Why employee background checks still matter

Checks should be used to prevent surprises that can hurt the bottom line.

As reputational risk becomes a bigger concern for companies, an adjustment in hiring policies to include a more thorough series of background checks may be in order. While many companies already do background checks on key employees, there may be some additional measures they can take to ensure they are shielded from persons giving false credentials or concealing potential conflicts of interest.

Randy Shain, executive vice president of First Advantage and founder of BackTrack Reports, says background checks should be viewed more as a way to prevent losses at companies. They should not just confirm biographical information, but also show where else biographical assertions have been made and find out whether they are accurate.

Shain says the most thorough background checks will search for anything in the public record about a candidate and then see if the information has remained consistent over time. Information about a candidate mentioned in newspaper wedding announcements, press releases to PR Newswire or past bios that were handed to previous employers should all be scrutinized.

‘For a C-suite executive, a board member or any kind of high-level employee, it’s well worth a few thousand dollars to really do all of the in-depth searches needed to make sure everything is on the up and up,’ says Shain.

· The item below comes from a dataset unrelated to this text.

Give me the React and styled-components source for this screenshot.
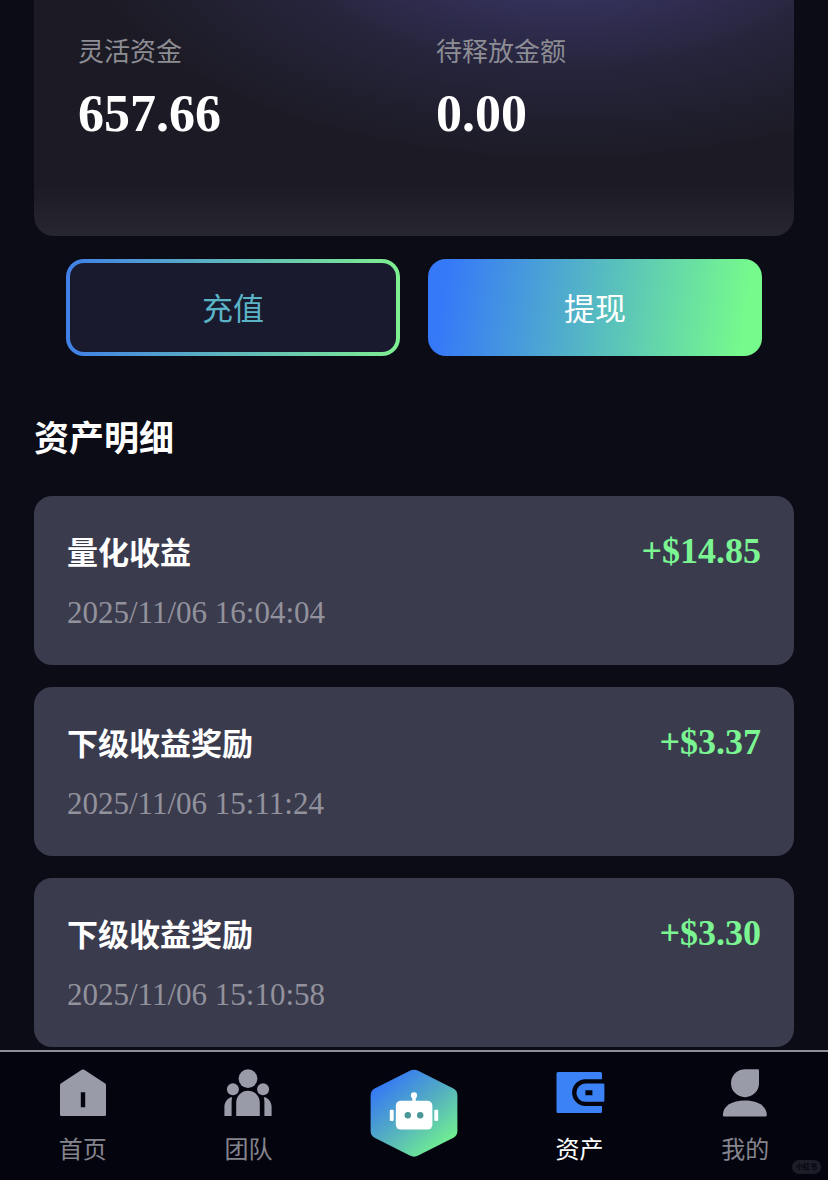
import { createGlobalStyle, styled } from "styled-components";

const GlobalStyle = createGlobalStyle`
  * {
    box-sizing: border-box;
  }
  body {
    margin: 0;
    background: #0c0c17;
    color: #fff;
    font-family: "Liberation Serif", "Noto Sans CJK SC", serif;
  }
  h2, h3, p, ul, dl, dd {
    margin: 0;
    padding: 0;
  }
`;

const Page = styled.div`
  display: flex;
  flex-direction: column;
  min-height: 100vh;
`;

const Main = styled.main`
  flex: 1;
  padding: 0 34px 3px;
`;

const BalanceCard = styled.dl`
  display: grid;
  grid-template-columns: 1fr 1fr;
  gap: 44px;
  padding: 34px 44px 92px;
  border-radius: 0 0 20px 20px;
  background:
    linear-gradient(to top, rgba(255, 255, 255, 0.05), transparent 52px),
    radial-gradient(
      ellipse 480px 230px at 70% -70px,
      #3a3668 0%,
      #34315a 30%,
      rgba(42, 40, 68, 0.7) 62%,
      transparent 100%
    ),
    #1c1b25;
`;

const BalanceLabel = styled.dt`
  font-size: 26px;
  line-height: 38px;
  color: #8d8d94;
`;

const BalanceValue = styled.dd`
  margin-top: 12px !important;
  font-size: 52px;
  line-height: 60px;
  font-weight: 700;
`;

const Actions = styled.div`
  display: grid;
  grid-template-columns: 1fr 1fr;
  gap: 28px;
  padding: 23px 32px 0;
`;

const ActionButton = styled.button`
  height: 97px;
  padding: 4px 0 0;
  border: 4px solid transparent;
  border-radius: 18px;
  font: inherit;
  font-size: 31px;
  line-height: 46px;
  cursor: pointer;
  ${(props) =>
    props.$outline
      ? `
  color: #5bb3c6;
  background:
    linear-gradient(#1a1a2e, #1a1a2e) padding-box,
    linear-gradient(90deg, #4080e8, #7ef090) border-box;
  `
      : `
  color: #fff;
  background: linear-gradient(98deg, #3679f8 6%, #76fa8c 94%) border-box;
  `}
`;

const SectionTitle = styled.h2`
  margin: 59px 0 31px !important;
  font-size: 35px;
  line-height: 50px;
  font-weight: 700;
`;

const RecordList = styled.ul`
  display: flex;
  flex-direction: column;
  gap: 22px;
  list-style: none;
`;

const RecordItem = styled.li`
  display: flex;
  justify-content: space-between;
  padding: 34px 33px 29px;
  border-radius: 18px;
  background: #3b3b4e;
`;

const RecordTitle = styled.h3`
  font-size: 31px;
  line-height: 48px;
  font-weight: 700;
`;

const RecordTime = styled.p`
  margin-top: 12px !important;
  font-size: 31px;
  line-height: 46px;
  color: #92929c;
`;

const RecordAmount = styled.p`
  font-size: 36px;
  line-height: 42px;
  font-weight: 700;
  color: #7af592;
`;

const TabBar = styled.nav`
  position: sticky;
  bottom: 0;
  display: grid;
  grid-template-columns: repeat(5, 1fr);
  height: 130px;
  border-top: 2px solid #8f8e99;
  background: #04040f;
`;

const Tab = styled.a`
  display: flex;
  flex-direction: column;
  align-items: center;
  gap: 15px;
  padding-top: 17px;
  font-size: 24px;
  line-height: 36px;
  text-decoration: none;
  color: ${(props) => (props.$active ? "#fff" : "#85858d")};

  svg {
    display: block;
    flex-shrink: 0;
    fill: ${(props) => (props.$active ? "#3b82f6" : "#9a9ba9")};
  }
`;

const SourceBadge = styled.span`
  position: absolute;
  right: 7px;
  bottom: 6px;
  padding: 0 4px;
  border-radius: 7px;
  font-size: 7px;
  line-height: 14px;
  font-weight: 700;
  background: #1d1d27;
  color: #04040f;
`;

const HomeIcon = () => (
  <svg width="48" height="48" viewBox="0 0 48 48" aria-hidden="true">
    <path
      fillRule="evenodd"
      d="M22.8 0.8Q24 0 25.2 0.8L46.2 14.6Q47 15.2 47 16.2V45.5Q47 47 45.5 47H2.5Q1 47 1 45.5V16.2Q1 15.2 1.8 14.6ZM21.8 23.3V38.2H26.2V23.3Z"
    />
  </svg>
);

const TeamIcon = () => (
  <svg width="48" height="48" viewBox="0 0 48 48" aria-hidden="true">
    <circle cx="24" cy="9.6" r="9.4" />
    <circle cx="8.9" cy="20.3" r="6" />
    <circle cx="39.1" cy="20.3" r="6" />
    <path d="M12.2 47V33.5a11.8 11.8 0 0 1 23.6 0V47Z" />
    <path d="M8.2 28C3.5 29.2 0.4 33 0.4 38V47H7.6V33Q7.6 30.2 8.2 28Z" />
    <path d="M39.8 28C44.5 29.2 47.6 33 47.6 38V47H40.4V33Q40.4 30.2 39.8 28Z" />
  </svg>
);

const WalletIcon = () => (
  <svg width="50" height="48" viewBox="-1 0 50 48" aria-hidden="true">
    <path d="M2 3H44.5Q46 3 46 4.5V10.2H29.5a13.4 13.4 0 0 0 0 26.8H46V42.5Q46 44 44.5 44H2Q0.5 44 0.5 42.5V4.5Q0.5 3 2 3Z" />
    <path
      fillRule="evenodd"
      d="M29.5 14.6H47.2Q48.4 14.6 48.4 15.8V31.6Q48.4 32.8 47.2 32.8H29.5a9.1 9.1 0 0 1 0-18.2ZM29.4 21.2V26.2H36.4V21.2Z"
    />
  </svg>
);

const UserIcon = () => (
  <svg width="48" height="48" viewBox="0 0 48 48" aria-hidden="true">
    <path d="M24 0.2H36.8Q38 0.2 38 1.4V14.2a14 14 0 1 1-14-14Z" />
    <path d="M1.9 46C1.9 37 11 31.6 23.8 31.6S45.8 37 45.8 46Q45.8 47.6 44.4 47.6H3.3Q1.9 47.6 1.9 46Z" />
  </svg>
);

const RobotIcon = () => (
  <svg width="88" height="88" viewBox="0 0 88 88" aria-hidden="true">
    <defs>
      <linearGradient id="hexFill" x1="0.1" y1="0.1" x2="0.8" y2="0.95">
        <stop offset="0.04" stopColor="#3578f6" />
        <stop offset="0.5" stopColor="#53adc2" />
        <stop offset="1" stopColor="#72f28f" />
      </linearGradient>
    </defs>
    <path
      fill="url(#hexFill)"
      d="M39.8 1.8Q44 -0.4 48.2 1.8L83.4 19.4Q87.4 21.6 87.4 26.2V62Q87.4 66.6 83.4 68.8L48.2 86.6Q44 88.8 39.8 86.6L4.6 68.8Q0.6 66.6 0.6 62V26.2Q0.6 21.6 4.6 19.4Z"
    />
    <g fill="#fff">
      <circle cx="44" cy="26.4" r="3.1" />
      <rect x="42.3" y="27" width="3.4" height="7" />
      <rect x="25.8" y="31.8" width="36.6" height="28.8" rx="5" />
      <rect x="19.8" y="40.7" width="3.9" height="11.4" rx="1" />
      <rect x="64.3" y="40.7" width="3.9" height="11.4" rx="1" />
    </g>
    <circle cx="37.8" cy="46.2" r="3.2" fill="#4a9795" />
    <circle cx="50.2" cy="46.2" r="3.2" fill="#4a9795" />
  </svg>
);

const balances = [
  { label: "灵活资金", value: "657.66" },
  { label: "待释放金额", value: "0.00" },
];

const records = [
  { title: "量化收益", time: "2025/11/06 16:04:04", amount: "+$14.85" },
  { title: "下级收益奖励", time: "2025/11/06 15:11:24", amount: "+$3.37" },
  { title: "下级收益奖励", time: "2025/11/06 15:10:58", amount: "+$3.30" },
];

const tabs = [
  { id: "home", label: "首页", Icon: HomeIcon },
  { id: "team", label: "团队", Icon: TeamIcon },
  { id: "robot", Icon: RobotIcon },
  { id: "assets", label: "资产", Icon: WalletIcon },
  { id: "mine", label: "我的", Icon: UserIcon },
];

const App = () => {
  return (
    <Page>
      <GlobalStyle />
      <Main>
        <BalanceCard>
          {balances.map(({ label, value }) => (
            <div key={label}>
              <BalanceLabel>{label}</BalanceLabel>
              <BalanceValue>{value}</BalanceValue>
            </div>
          ))}
        </BalanceCard>
        <Actions>
          <ActionButton type="button" $outline>
            充值
          </ActionButton>
          <ActionButton type="button">提现</ActionButton>
        </Actions>
        <SectionTitle>资产明细</SectionTitle>
        <RecordList>
          {records.map(({ title, time, amount }) => (
            <RecordItem key={time}>
              <div>
                <RecordTitle>{title}</RecordTitle>
                <RecordTime>{time}</RecordTime>
              </div>
              <RecordAmount>{amount}</RecordAmount>
            </RecordItem>
          ))}
        </RecordList>
      </Main>
      <TabBar>
        {tabs.map(({ id, label, Icon }) => (
          <Tab
            key={id}
            href={`#${id}`}
            aria-label={label ? undefined : "robot"}
            $active={id === "assets"}
          >
            <Icon />
            {label}
          </Tab>
        ))}
        <SourceBadge>小红书</SourceBadge>
      </TabBar>
    </Page>
  );
};
export default App;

Shain estimates that comprehensive background checks could cost between $4,000 and $5,000.

Obviously, this is an upfront expense many companies would prefer to avoid – but companies that don’t do adequate checks can suffer serious reputational damage and financial loss if directors and officers are found to be deceitful.

In May this year, for example, it was discovered that former Yahoo! CEO Scott Thompson had embellished his credentials by falsely claiming to have a computer science degree. ‘You can’t tell me they didn’t spend millions of dollars in public relations experts and legal fees, board members’ time, and stock price problems,’ Shain says.

Companies can also suffer a lowering of morale and a breakdown in ethical culture. ‘It is very hard for employees to follow a leader who is not extremely ethical – ethics count,’ says Shain. Employees generally react negatively when their bosses act in unethical ways; there is sadness, confusion and disheartenment, and good, honest employees may head for the door. The tone at the top really does matter.

‘You need to set an example for your employees that you are going to do the right thing if you are going to expect them to do the right thing,’ notes Shain.

Additionally, it may be important to carry out the public records checks to make sure you haven’t missed something – just like Yahoo! did. ‘You are just doing it to prevent your enemies from getting hold of the information and causing you harm,’ Shain explains. In other words, you have to look for the information so that if anything is found, you can manage it and take steps to prevent it from having a devastating effect on the company bottom line. What you don’t want is to be surprised by something that is easily preventable, and conducting thorough background checks can assist in that process.

‘Searches should be done to ensure that you do know that what people are saying about themselves is indeed true – that is ultimately the way to prevent these types of problems from occurring,’ Shain concludes.